Dennis1 · January 15, 2021, 2:16pm

@kkn87 Yes that's my understanding at least. The only difference between increasing index.unassigned.node_left.delayed_timeout versus disabling and then re-enabling cluster.routing.allocation.enable (as in steps 1 & 9 here) is that the latter gives time for the re-balancing (or "recovery") to occur when each node is brought back online after it's been upgraded. If the delay time is kept at 10 mins for the entire upgrade process, that recovery step may never occur, which I guess is not recommended especially in cases where there is a lot of indexing still happening during the upgrade.

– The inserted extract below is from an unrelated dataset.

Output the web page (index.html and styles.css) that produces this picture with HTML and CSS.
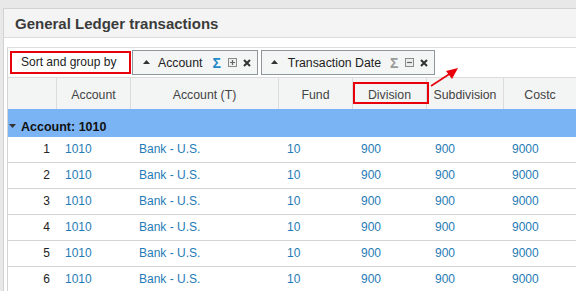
FILE: index.html
```html
<!DOCTYPE html>
<html>
<head>
<meta charset="utf-8">
<link rel="stylesheet" href="styles.css">
</head>
<body>
<div class="panel">
  <div class="panel-header">General Ledger transactions</div>
  <div class="panel-body">
    <div class="grid">
      <div class="groupbar">
        <div class="sortlabel">Sort and group by</div>
        <div class="chip">
          <svg class="up" width="7" height="4" viewBox="0 0 7 4"><path d="M0 4 L3.5 0 L7 4 Z" fill="#333"/></svg>
          <span class="chip-text">Account</span>
          <span class="sigma active">Σ</span>
          <svg class="box" width="9" height="9" viewBox="0 0 9 9"><rect x="0.5" y="0.5" width="8" height="8" fill="#eee" stroke="#8a8a8a"/><path d="M2 4.5 H7 M4.5 2 V7" stroke="#666" stroke-width="1.2"/></svg>
          <svg class="x" width="8" height="8" viewBox="0 0 8 8"><path d="M1 1 L7 7 M7 1 L1 7" stroke="#333" stroke-width="2"/></svg>
        </div>
        <div class="chip chip-date">
          <svg class="up" width="7" height="4" viewBox="0 0 7 4"><path d="M0 4 L3.5 0 L7 4 Z" fill="#333"/></svg>
          <span class="chip-text">Transaction Date</span>
          <span class="sigma">Σ</span>
          <svg class="box" width="9" height="9" viewBox="0 0 9 9"><rect x="0.5" y="0.5" width="8" height="8" fill="#eee" stroke="#8a8a8a"/><path d="M2 4.5 H7" stroke="#666" stroke-width="1.2"/></svg>
          <svg class="x" width="8" height="8" viewBox="0 0 8 8"><path d="M1 1 L7 7 M7 1 L1 7" stroke="#333" stroke-width="2"/></svg>
        </div>
      </div>
      <div class="row head">
        <div class="hc"></div>
        <div class="hc">Account</div>
        <div class="hc">Account (T)</div>
        <div class="hc">Fund</div>
        <div class="hc marked">Division</div>
        <div class="hc">Subdivision</div>
        <div class="hc">Costc</div>
      </div>
      <div class="grouprow">
        <svg class="down" width="7" height="4" viewBox="0 0 7 4"><path d="M0 0 L7 0 L3.5 4 Z" fill="#333"/></svg>
        <span>Account: 1010</span>
      </div>
      <div class="row data"><div class="num">1</div><div>1010</div><div>Bank - U.S.</div><div>10</div><div>900</div><div>900</div><div>9000</div></div>
      <div class="row data"><div class="num">2</div><div>1010</div><div>Bank - U.S.</div><div>10</div><div>900</div><div>900</div><div>9000</div></div>
      <div class="row data"><div class="num">3</div><div>1010</div><div>Bank - U.S.</div><div>10</div><div>900</div><div>900</div><div>9000</div></div>
      <div class="row data"><div class="num">4</div><div>1010</div><div>Bank - U.S.</div><div>10</div><div>900</div><div>900</div><div>9000</div></div>
      <div class="row data"><div class="num">5</div><div>1010</div><div>Bank - U.S.</div><div>10</div><div>900</div><div>900</div><div>9000</div></div>
      <div class="row data"><div class="num">6</div><div>1010</div><div>Bank - U.S.</div><div>10</div><div>900</div><div>900</div><div>9000</div></div>
    </div>
  </div>
</div>
<svg class="arrow" width="576" height="291" viewBox="0 0 576 291">
  <path d="M431 86 L451 73" stroke="#e8000b" stroke-width="1.6"/>
  <path d="M458 68 L446 71 L452 79 Z" fill="#e8000b"/>
</svg>
</body>
</html>
```

FILE: styles.css
```css
html, body {
  margin: 0;
  padding: 0;
  overflow: hidden;
  width: 576px;
  height: 291px;
}
body {
  background: #e8e8e8;
  font-family: "Liberation Sans", Arial, sans-serif;
  position: relative;
}
.panel {
  box-sizing: border-box;
  margin: 8px 0 0 3px;
  width: 573px;
  height: 283px;
  overflow: hidden;
  border: 1px solid #d2d2d2;
  border-right: none;
  border-bottom: none;
  background: #fff;
}
.panel-header {
  height: 28px;
  line-height: 29px;
  background: #f4f4f4;
  border-bottom: 1px solid #dcdcdc;
  padding-left: 11px;
  font-size: 15px;
  font-weight: bold;
  color: #3b3b3b;
}
.panel-body {
  padding: 9px 0 0 3px;
}
.grid {
  border-left: 1px solid #d4d4d4;
  border-top: 1px solid #dedede;
}
.groupbar {
  height: 29px;
  display: flex;
  align-items: center;
  padding-left: 2px;
  font-size: 12px;
  color: #222;
}
.sortlabel {
  box-sizing: border-box;
  width: 121px;
  height: 23px;
  border: 2px solid #e8000b;
  padding-left: 9px;
  line-height: 19px;
  background: #fff;
}
.chip {
  box-sizing: border-box;
  height: 25px;
  display: flex;
  align-items: center;
  border: 1px solid #8e989c;
  background: #f4f5f5;
  margin-left: 1px;
  padding: 0 6px 0 10px;
  font-size: 12.3px;
}
.chip-date {
  margin-left: 3px;
  padding-left: 9px;
}
.chip .up { margin-top: -1px; }
.chip-text { margin-left: 8px; }
.chip-date .chip-text { margin-left: 10px; }
.sigma {
  margin-left: 9px;
  font-size: 14px;
  font-weight: bold;
  color: #9a9a9a;
  line-height: 1;
}
.sigma.active { color: #1e88c8; margin-left: 10px; }
.box { margin-left: 7px; }
.x { margin-left: 6px; }
.row {
  display: grid;
  grid-template-columns: 49px 74px 148px 74px 74px 77px 72px;
}
.head {
  height: 31px;
  background: #f3f4f4;
  border-top: 1px solid #dcdcdc;
  font-size: 12.3px;
  color: #444;
}
.hc {
  box-sizing: border-box;
  border-right: 1px solid #dcdcdc;
  text-align: center;
  padding-top: 3px;
  line-height: 28px;
  position: relative;
}
.hc:last-child { border-right: none; }
.hc.marked::after {
  content: "";
  position: absolute;
  left: 0;
  top: 4px;
  width: 76px;
  height: 22px;
  box-sizing: border-box;
  border: 2px solid #e8000b;
}
.grouprow {
  box-sizing: border-box;
  height: 28px;
  padding-top: 8px;
  background: #7ab4f4;
  display: flex;
  align-items: center;
  font-size: 12.5px;
  font-weight: bold;
  color: #111;
}
.grouprow .down {
  margin-left: 1px;
  margin-right: 5px;
  margin-top: -2px;
}
.data {
  height: 25px;
  border-bottom: 1px solid #d4d4d4;
  font-size: 12px;
  line-height: 25px;
  color: #1f7bb6;
}
.data > div {
  padding-left: 8px;
}
.data > .num {
  padding-left: 0;
  padding-right: 7px;
  text-align: right;
  color: #222;
}
.arrow {
  position: absolute;
  left: 0;
  top: 0;
  pointer-events: none;
}
```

kkn87 · January 18, 2021, 7:38am

@Dennis1, thank you for noticing this! Will remove this step from the automation.

Dennis1 · January 19, 2021, 4:49pm

@kkn87 Sure thing, just make sure to add some sort of automated check for the cluster status to return back to 'green' after upgrading each node, before moving onto the next node. The green status indicates that the recovery process is finished.

kkn87 · January 20, 2021, 7:42am

Sure, @Dennis1, we have quite comprehensive checks, waiting for completely 'green' cluster:

url: '{{ elasticsearch_url }}/_cluster/health'
...
until: >
result.status == 200
and result.json.status == 'green'
and result.json.unassigned_shards == 0
and result.json.relocating_shards == 0
and result.json.number_of_nodes == previous_result.number_of_nodes

system · February 17, 2021, 7:42am

This topic was automatically closed 28 days after the last reply. New replies are no longer allowed.